*Aim of the task*:
Copy out every line of the records where the string "this" occurs.

┌─ Material

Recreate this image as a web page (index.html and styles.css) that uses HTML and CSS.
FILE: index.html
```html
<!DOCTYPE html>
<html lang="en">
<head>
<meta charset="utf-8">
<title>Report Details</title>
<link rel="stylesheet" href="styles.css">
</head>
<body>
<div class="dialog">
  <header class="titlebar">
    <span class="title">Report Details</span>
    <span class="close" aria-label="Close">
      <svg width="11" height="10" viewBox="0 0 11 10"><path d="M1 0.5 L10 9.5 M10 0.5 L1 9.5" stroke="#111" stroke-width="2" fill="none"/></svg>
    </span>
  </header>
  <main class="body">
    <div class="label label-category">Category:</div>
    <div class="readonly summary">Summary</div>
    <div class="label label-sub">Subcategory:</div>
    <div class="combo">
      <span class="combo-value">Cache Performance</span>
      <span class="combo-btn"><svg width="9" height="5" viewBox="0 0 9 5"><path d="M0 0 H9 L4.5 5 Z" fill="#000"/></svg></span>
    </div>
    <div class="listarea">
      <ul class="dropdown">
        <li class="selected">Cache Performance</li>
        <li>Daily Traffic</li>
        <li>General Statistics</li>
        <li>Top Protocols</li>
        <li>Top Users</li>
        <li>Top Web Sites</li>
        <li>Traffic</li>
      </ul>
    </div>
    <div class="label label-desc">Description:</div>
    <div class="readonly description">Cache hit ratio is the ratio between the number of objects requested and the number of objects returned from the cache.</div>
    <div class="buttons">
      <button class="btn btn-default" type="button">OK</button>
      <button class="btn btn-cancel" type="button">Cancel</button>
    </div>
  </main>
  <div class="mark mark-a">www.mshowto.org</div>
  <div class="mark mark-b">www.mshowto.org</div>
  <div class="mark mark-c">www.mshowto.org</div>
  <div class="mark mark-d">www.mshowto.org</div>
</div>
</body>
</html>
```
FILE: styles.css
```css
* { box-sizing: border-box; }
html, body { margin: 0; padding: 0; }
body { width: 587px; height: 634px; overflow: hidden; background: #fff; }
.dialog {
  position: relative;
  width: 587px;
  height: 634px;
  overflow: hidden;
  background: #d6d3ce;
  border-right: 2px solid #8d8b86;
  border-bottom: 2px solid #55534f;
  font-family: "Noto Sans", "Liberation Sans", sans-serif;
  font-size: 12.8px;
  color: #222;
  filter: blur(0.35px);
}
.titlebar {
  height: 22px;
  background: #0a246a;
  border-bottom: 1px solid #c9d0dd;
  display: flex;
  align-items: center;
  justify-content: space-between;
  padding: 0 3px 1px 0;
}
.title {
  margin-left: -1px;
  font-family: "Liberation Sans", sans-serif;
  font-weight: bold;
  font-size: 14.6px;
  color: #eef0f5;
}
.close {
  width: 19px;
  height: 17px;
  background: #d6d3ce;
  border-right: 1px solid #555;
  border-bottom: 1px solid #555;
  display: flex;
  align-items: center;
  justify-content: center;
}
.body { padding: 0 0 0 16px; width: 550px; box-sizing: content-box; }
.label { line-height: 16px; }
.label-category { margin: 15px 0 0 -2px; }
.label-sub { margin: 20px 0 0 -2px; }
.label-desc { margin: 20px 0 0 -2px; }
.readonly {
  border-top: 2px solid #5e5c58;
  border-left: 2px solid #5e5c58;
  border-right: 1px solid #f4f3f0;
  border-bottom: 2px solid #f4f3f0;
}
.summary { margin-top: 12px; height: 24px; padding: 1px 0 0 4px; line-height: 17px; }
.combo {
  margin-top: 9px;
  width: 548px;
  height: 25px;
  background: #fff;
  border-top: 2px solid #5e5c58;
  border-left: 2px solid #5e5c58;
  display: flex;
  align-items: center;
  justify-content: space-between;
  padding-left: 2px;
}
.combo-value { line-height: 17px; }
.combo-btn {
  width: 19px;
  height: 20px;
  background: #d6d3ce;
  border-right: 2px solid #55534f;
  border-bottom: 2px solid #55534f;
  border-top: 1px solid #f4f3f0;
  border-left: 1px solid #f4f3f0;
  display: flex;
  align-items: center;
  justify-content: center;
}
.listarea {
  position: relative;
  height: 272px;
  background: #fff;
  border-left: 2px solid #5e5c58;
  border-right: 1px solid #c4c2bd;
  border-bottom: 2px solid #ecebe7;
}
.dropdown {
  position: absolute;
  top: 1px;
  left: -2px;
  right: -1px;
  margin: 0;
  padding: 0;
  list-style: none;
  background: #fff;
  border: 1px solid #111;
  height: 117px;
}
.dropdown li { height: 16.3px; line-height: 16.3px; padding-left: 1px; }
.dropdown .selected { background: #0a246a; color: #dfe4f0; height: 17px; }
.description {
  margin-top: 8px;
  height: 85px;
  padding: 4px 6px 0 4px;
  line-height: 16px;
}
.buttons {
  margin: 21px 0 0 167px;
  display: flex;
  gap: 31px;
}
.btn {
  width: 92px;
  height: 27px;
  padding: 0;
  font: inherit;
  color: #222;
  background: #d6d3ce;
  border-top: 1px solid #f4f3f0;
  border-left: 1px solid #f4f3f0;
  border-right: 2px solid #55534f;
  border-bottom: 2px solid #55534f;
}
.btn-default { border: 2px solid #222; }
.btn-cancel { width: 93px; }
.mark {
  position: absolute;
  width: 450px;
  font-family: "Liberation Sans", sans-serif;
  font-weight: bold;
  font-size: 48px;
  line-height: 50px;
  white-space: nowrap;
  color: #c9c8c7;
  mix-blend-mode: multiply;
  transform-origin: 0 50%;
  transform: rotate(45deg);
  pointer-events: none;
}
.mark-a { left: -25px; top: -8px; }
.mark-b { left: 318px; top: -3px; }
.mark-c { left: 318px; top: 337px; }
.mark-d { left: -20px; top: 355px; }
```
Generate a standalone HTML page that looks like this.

└─

*Response to the task*:
Recreate this image as a web page (index.html and styles.css) that uses HTML and CSS.
Generate a standalone HTML page that looks like this.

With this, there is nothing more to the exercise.